The DLCM (Data Life-Cycle Management) project or national project on the lifecycle management of research data was launched in 2015 by 8 Swiss partner universities funded by swissuniversities. Their aim is to provide researchers with resources to support them in the various aspects of research data management and archiving.
In the context of knowledge dissemination, the embargo is a period of time during which access to a research product is restricted and permitted only under strict conditions. Embargoes can, for example, be requested by publishers in order to reserve exclusive rights to disseminate the publications concerned and thus give exclusive access to people who have subscribed to their services.

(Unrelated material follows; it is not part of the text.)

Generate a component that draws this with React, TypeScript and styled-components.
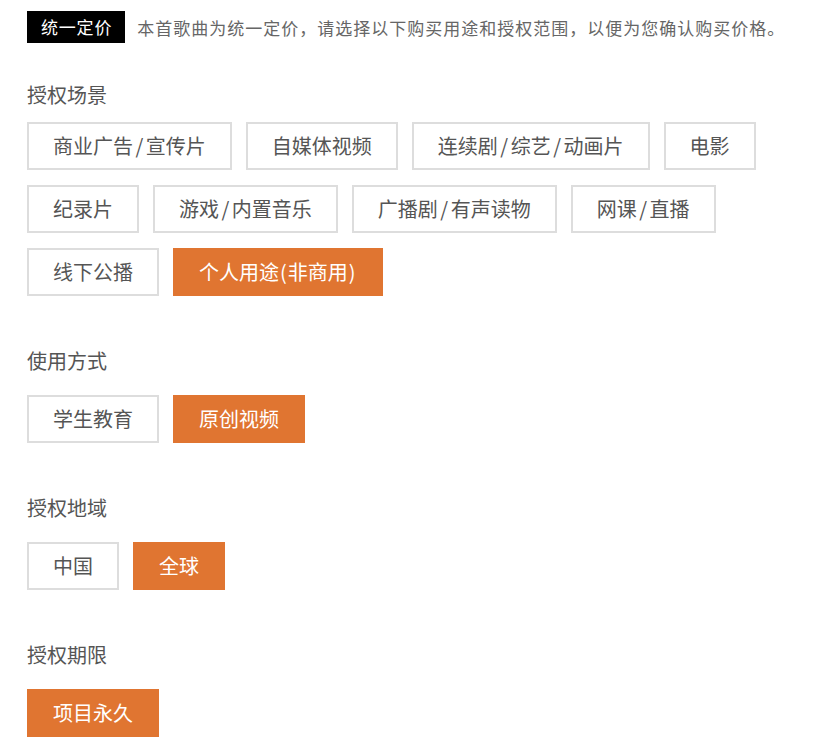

The FAIR principles aim to enforce data sharing standards to ensure that humans and computer systems can easily find, interpret and use data.
The acronym FAIR stands for :
- FINDABLE: Additional data and documents have sufficiently rich metadata and a unique and persistent identifier.
- ACCESSIBLE: Metadata and data are understandable to humans and machines. The data are deposited in a reliable repository.
- INTEROPERABLE: Metadata use a formal language that is accessible, shared and applicable to all forms of knowledge representation.
- REUSEABLE: The data and collections are clearly licensed for use and provide accurate information about their provenance.
File format is the way a software encodes information contained in a file. For each type of file (images, text, audio, spreadsheet, etc.), a number of specific formats are available.
In all cases, the format of a file can be identified by a suffix preceded by a dot at the end of the file name.
Example: "content.txt" --> .txt indicates a text file.
There are two types of file formats :
- Open or free formats, which can be used by anyone because the file specifications are publicly available.
- Proprietary or closed formats, which only work with the vendor's software, and when the software is no longer supported, files in this format are usually unreadable.
The file format greatly affects the accessibility and potential reusability of research data. For this reason, the choice of format must be made in an informed and carefully considered manner.
"The SNSF values research data sharing as a fundamental contribution to the impact, transparency and reproducibility of scientific research. In addition to being carefully curated and stored, the SNSF believes research data should be shared as openly as possible.
The SNSF therefore expects all its funded researchers
- to store the research data they have worked on and produced during the course of their research work,
- to share these data with other researchers, unless they are bound by legal, ethical, copyright, confidentiality or other clauses, and
- to deposit their data and metadata onto existing public repositories in formats that anyone can find, access and reuse without restriction."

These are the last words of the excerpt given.